I am currently designing a set where projection will be used almost throughout the entire show to serve as backgrounds and video clips. I have a couple questions:

First of all, I will be projecting onto the back wall of the set (basically a series of flats). Would it be best to cover the flats with some sort of fabric? If so, the fabric would have to be cheep because of our budget. 

Also, it would be ideal if the wall could be black. Will projection show up on a black surface?

As you can tell, I have never designed a set using projection so I am a little new to this. Thanks for any input!


----------



## seanandkate (Nov 1, 2009)

Projection on a black surface is, as you might guess, less than ideal. Do a quick search on projection material and you'll probably get some helpful hits. I think (if memory serves) someone just recently talked about a material you could use. Good luck!


----------



## Footer (Nov 1, 2009)

You can project onto a black surface. However, if you don't have a beefy enough projector its not going to work all that well. If you are projecting and the only thing you have on is the projector (No Lights), it will work OK. I did this for a show last year and it worked pretty well. We only ran the projections during transitions and intermission. You do need to keep in mind what the black will do to colors when you design your content. 

As far as the fabric goes... on the cheap... tricot.


----------



## themuzicman (Nov 2, 2009)

Just to make a seamless surface, I would recommend covering it in fabric.

Now, here's the deal with projecting on to a black surface, you need a very high power projector to do it. 

To get a "black" look, you can use White RP screen, with a black scrim in front of it, which gives you the projections, with a semi-black surface.
I have seen this used for a few productions I worked on, all of which were media-intensive, and it proved to be a workable solution.

--They make gray RP and other colored RP, but the white tends to spread the hot spot of the projector out a bit more, but whatever floats your boat in terms of color.


----------



## museav (Nov 2, 2009)

Were you thinking front or rear projection?

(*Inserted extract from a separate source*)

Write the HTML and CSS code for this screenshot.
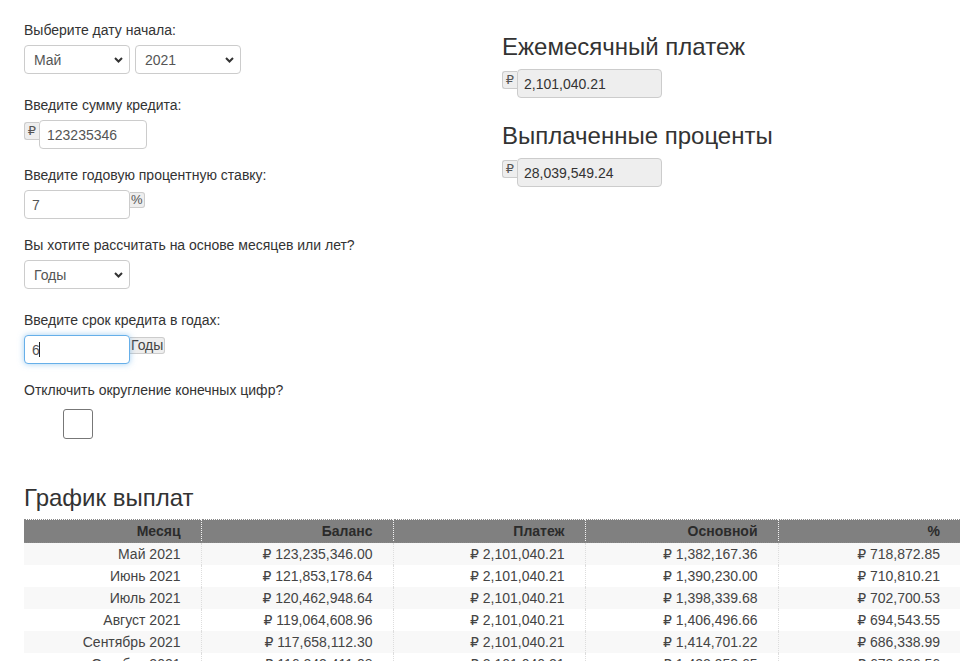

For some reason I interpreted it to be front projection, although that would be unusual for background projection, but obviously others interpreted it as rear projection so it may help to establish which it is.

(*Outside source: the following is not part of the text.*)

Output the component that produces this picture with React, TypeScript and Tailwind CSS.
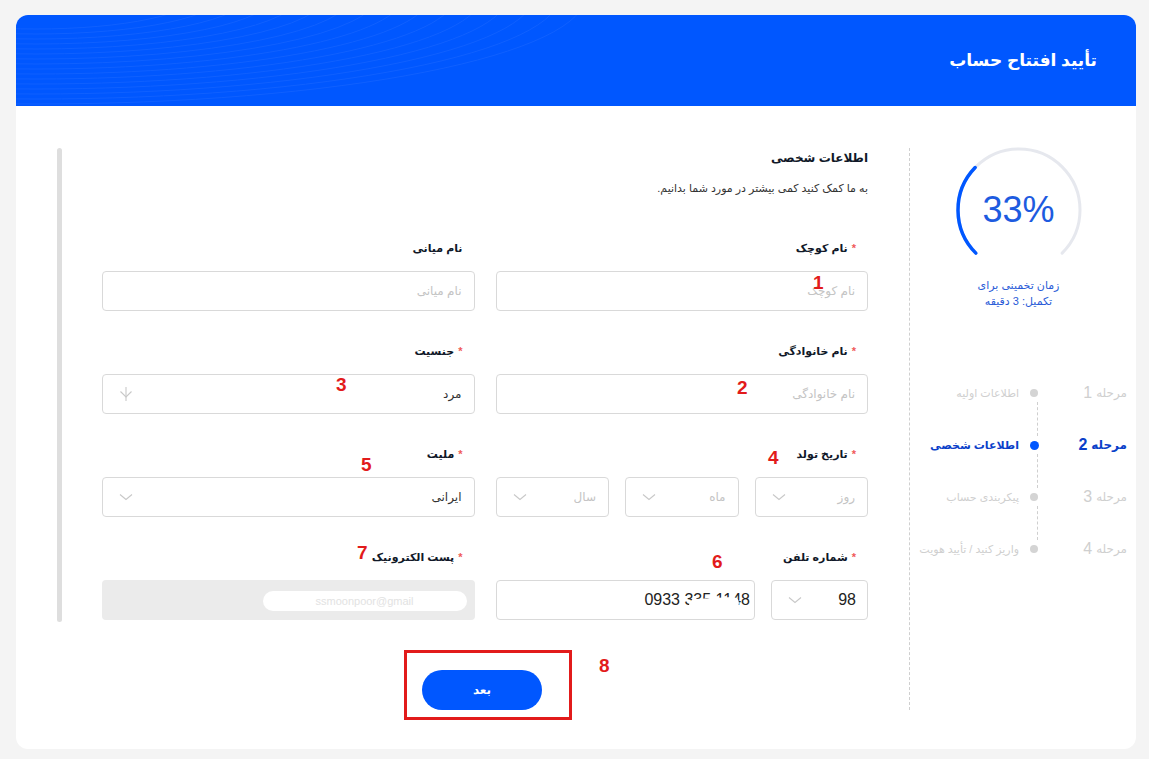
const FONT = '"Liberation Sans", "DejaVu Sans", sans-serif';

const steps = [
  { n: '1', label: 'اطلاعات اولیه', active: false },
  { n: '2', label: 'اطلاعات شخصی', active: true },
  { n: '3', label: 'پیکربندی حساب', active: false },
  { n: '4', label: 'واریز کنید / تأیید هویت', active: false },
];

const marks = [
  { t: '1', x: 813, y: 272 },
  { t: '2', x: 737, y: 377 },
  { t: '3', x: 336, y: 374 },
  { t: '4', x: 768, y: 447 },
  { t: '5', x: 361, y: 454 },
  { t: '6', x: 712, y: 551 },
  { t: '7', x: 357, y: 542 },
  { t: '8', x: 599, y: 655 },
];

function Label({ text, required }: { text: string; required?: boolean }) {
  return (
    <div className="h-[18px] mb-[14px] pr-[12px] flex items-center text-[11px] font-bold text-[#101828]">
      {required && <span className="text-[#f05a5a] ml-[4px]">*</span>}
      {text}
    </div>
  );
}

function Chevron() {
  return (
    <svg width="14" height="8" viewBox="0 0 14 8" fill="none" stroke="#c8c8c8" strokeWidth="1.1">
      <path d="M1 1.5 7 6.5l6-5" />
    </svg>
  );
}

function Select({ value, placeholder, icon }: { value?: string; placeholder?: string; icon?: 'arrow' }) {
  return (
    <div className="h-[40px] border border-[#d9d9d9] rounded-[4px] flex items-center justify-between pr-[12px] pl-[16px] bg-white">
      {value ? (
        <span className="text-[12px] text-[#333]">{value}</span>
      ) : (
        <span className="text-[12px] text-[#c4c4c4]">{placeholder}</span>
      )}
      {icon === 'arrow' ? (
        <svg width="14" height="16" viewBox="0 0 14 16" fill="none" stroke="#c8c8c8" strokeWidth="1.1">
          <path d="M7 1v14" />
          <path d="M1.5 5.5 7 11l5.5-5.5" />
        </svg>
      ) : (
        <Chevron />
      )}
    </div>
  );
}

function Input({ placeholder }: { placeholder: string }) {
  return (
    <div className="h-[40px] border border-[#d9d9d9] rounded-[4px] flex items-center pr-[12px] bg-white">
      <span className="text-[12px] text-[#c4c4c4]">{placeholder}</span>
    </div>
  );
}

function Gauge() {
  return (
    <div className="relative w-[128px] h-[128px] mt-[-2px]">
      <svg width="128" height="128" viewBox="0 0 128 128" fill="none">
        <path d="M20.87 107.13 A61 61 0 1 1 107.13 107.13" stroke="#e6e8ee" strokeWidth="3" strokeLinecap="round" />
        <path d="M20.87 107.13 A61 61 0 0 1 20.17 21.55" stroke="#0057ff" strokeWidth="3.5" strokeLinecap="round" />
      </svg>
      <div className="absolute inset-0 flex items-center justify-center text-[36px] text-[#1d5be0]" dir="ltr">
        33%
      </div>
    </div>
  );
}

export default function App() {
  return (
    <div className="relative min-h-screen bg-[#f4f4f4] pt-[15px] pl-[16px] pr-[13px] pb-[10px]" style={{ fontFamily: FONT }}>
      <div className="bg-white rounded-[12px] overflow-hidden" dir="rtl">
        {/* header */}
        <div className="relative h-[91px] bg-[#0057ff] flex items-center pr-[39px] overflow-hidden">
          <svg className="absolute left-0 top-0" width="1120" height="91" fill="none">
            {Array.from({ length: 16 }).map((_, i) => (
              <ellipse
                key={i}
                cx={20}
                cy={-20}
                rx={160 + i * 26}
                ry={34 + i * 5}
                stroke="white"
                strokeOpacity={0.06}
                strokeWidth={1}
              />
            ))}
          </svg>
          <h1 className="relative text-white text-[17px] font-bold">تأیید افتتاح حساب</h1>
        </div>

        {/* body */}
        <div className="flex pt-[42px] pb-[39px]">
          {/* sidebar */}
          <div className="w-[227px] shrink-0 border-l border-dashed border-[#cfcfcf] pr-[9px] flex flex-col">
            <div className="flex justify-center">
              <Gauge />
            </div>
            <div className="mt-[3px] text-center text-[11px] leading-[16px] text-[#2a5bd7]">
              <div>زمان تخمینی برای</div>
              <div>تکمیل: 3 دقیقه</div>
            </div>
            <div className="mt-[75px] flex flex-col">
              {steps.map((s, i) => (
                <div key={s.n}>
                  <div className="h-[18px] flex items-center">
                    <div className={`w-[86px] shrink-0 flex items-center gap-[4px] ${s.active ? 'text-[#0a3fc9] font-bold' : 'text-[#cfcfcf]'}`}>
                      <span className="text-[12px]">مرحله</span>
                      <span className="text-[16px]">{s.n}</span>
                    </div>
                    <div className="w-[14px] shrink-0 flex justify-center">
                      <span className={`rounded-full ${s.active ? 'w-[9px] h-[9px] bg-[#0057ff]' : 'w-[8px] h-[8px] bg-[#d4d4d4]'}`} />
                    </div>
                    <span className={`mr-[8px] whitespace-nowrap text-[11px] ${s.active ? 'text-[#0a3fc9] font-bold' : 'text-[#cfcfcf]'}`}>
                      {s.label}
                    </span>
                  </div>
                  {i < steps.length - 1 && <div className="h-[34px] mr-[89px] border-r border-dashed border-[#cfcfcf]" />}
                </div>
              ))}
            </div>
          </div>

          {/* form area */}
          <div className="flex-1 flex pr-[41px] gap-[40px]">
            <div className="w-[766px] shrink-0">
              <div className="h-[20px] flex items-center text-[12px] font-bold text-[#101828]">اطلاعات شخصی</div>
              <div className="mt-[12px] h-[16px] flex items-center text-[11px] text-[#333]">
                به ما کمک کنید کمی بیشتر در مورد شما بدانیم.
              </div>

              <div className="mt-[43px] grid grid-cols-2 gap-x-[21px] gap-y-[31px]">
                <div>
                  <Label text="نام کوچک" required />
                  <Input placeholder="نام کوچک" />
                </div>
                <div>
                  <Label text="نام میانی" />
                  <Input placeholder="نام میانی" />
                </div>

                <div>
                  <Label text="نام خانوادگی" required />
                  <Input placeholder="نام خانوادگی" />
                </div>
                <div>
                  <Label text="جنسیت" required />
                  <Select value="مرد" icon="arrow" />
                </div>

                <div>
                  <Label text="تاریخ تولد" required />
                  <div className="grid grid-cols-3 gap-[16px]">
                    <Select placeholder="روز" />
                    <Select placeholder="ماه" />
                    <Select placeholder="سال" />
                  </div>
                </div>
                <div>
                  <Label text="ملیت" required />
                  <Select value="ایرانی" />
                </div>

                <div>
                  <Label text="شماره تلفن" required />
                  <div className="flex gap-[16px]">
                    <div className="w-[97px] shrink-0 h-[40px] border border-[#d9d9d9] rounded-[4px] flex items-center justify-between pr-[11px] pl-[16px]">
                      <span className="text-[16px] text-[#222]">98</span>
                      <Chevron />
                    </div>
                    <div className="relative flex-1 h-[40px] border border-[#d9d9d9] rounded-[4px] flex items-center pr-[4px] overflow-hidden">
                      <span className="text-[16px] text-[#222]" dir="ltr">0933 335 1148</span>
                      <div className="absolute left-[192px] top-[17px] w-[50px] h-[12px] bg-white rotate-[-3deg] rounded-full" />
                    </div>
                  </div>
                </div>
                <div>
                  <Label text="پست الکترونیک" required />
                  <div className="relative h-[40px] rounded-[4px] bg-[#ebebeb]">
                    <div className="absolute right-[8px] top-[11px] w-[204px] h-[20px] bg-white rounded-full flex items-center justify-center overflow-hidden">
                      <span className="text-[11px] text-[#e2e2e2]" dir="ltr">ssmoonpoor@gmail</span>
                    </div>
                  </div>
                </div>
              </div>

              <div className="mt-[50px] flex justify-center pr-[6px]">
                <button className="w-[120px] h-[40px] rounded-full bg-[#0057ff] text-white text-[12px] font-bold">
                  بعد
                </button>
              </div>
            </div>

            {/* scrollbar */}
            <div className="w-[5px] h-[474px] rounded-full bg-[#dedede] shrink-0" />
          </div>
        </div>
      </div>

      {/* annotation overlays */}
      {marks.map((m) => (
        <span
          key={m.t}
          className="absolute text-[19px] font-bold leading-[22px] text-[#e21b1b]"
          style={{ left: m.x, top: m.y }}
        >
          {m.t}
        </span>
      ))}
      <div className="absolute left-[404px] top-[650px] w-[168px] h-[70px] border-[3px] border-[#e21b1b]" />
    </div>
  );
}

Another factor could be the size of the image required and the space available. Also what equipment you have available and what budget you have for any materials and/or rentals.

In addition, the content and perception can be a factor. Dealing with graphics created for the application would likely be quite different than dealing with stock graphics or video clips. And whether the idea is to get an impression of the content or to actually read it or see details could affect the options.


----------



## theatrefreak05 (Nov 4, 2009)

I was talking about front projection (sorry if I wasn't being clear). It has to be front because it is being projected onto the back wall of the set, which has three doors. The projections would mainly be used during the overature and scene transitions so it wouldn't really be a problem during the scenes.

It isn't even crucial that the the background be black. I just thought it would look a little better.


----------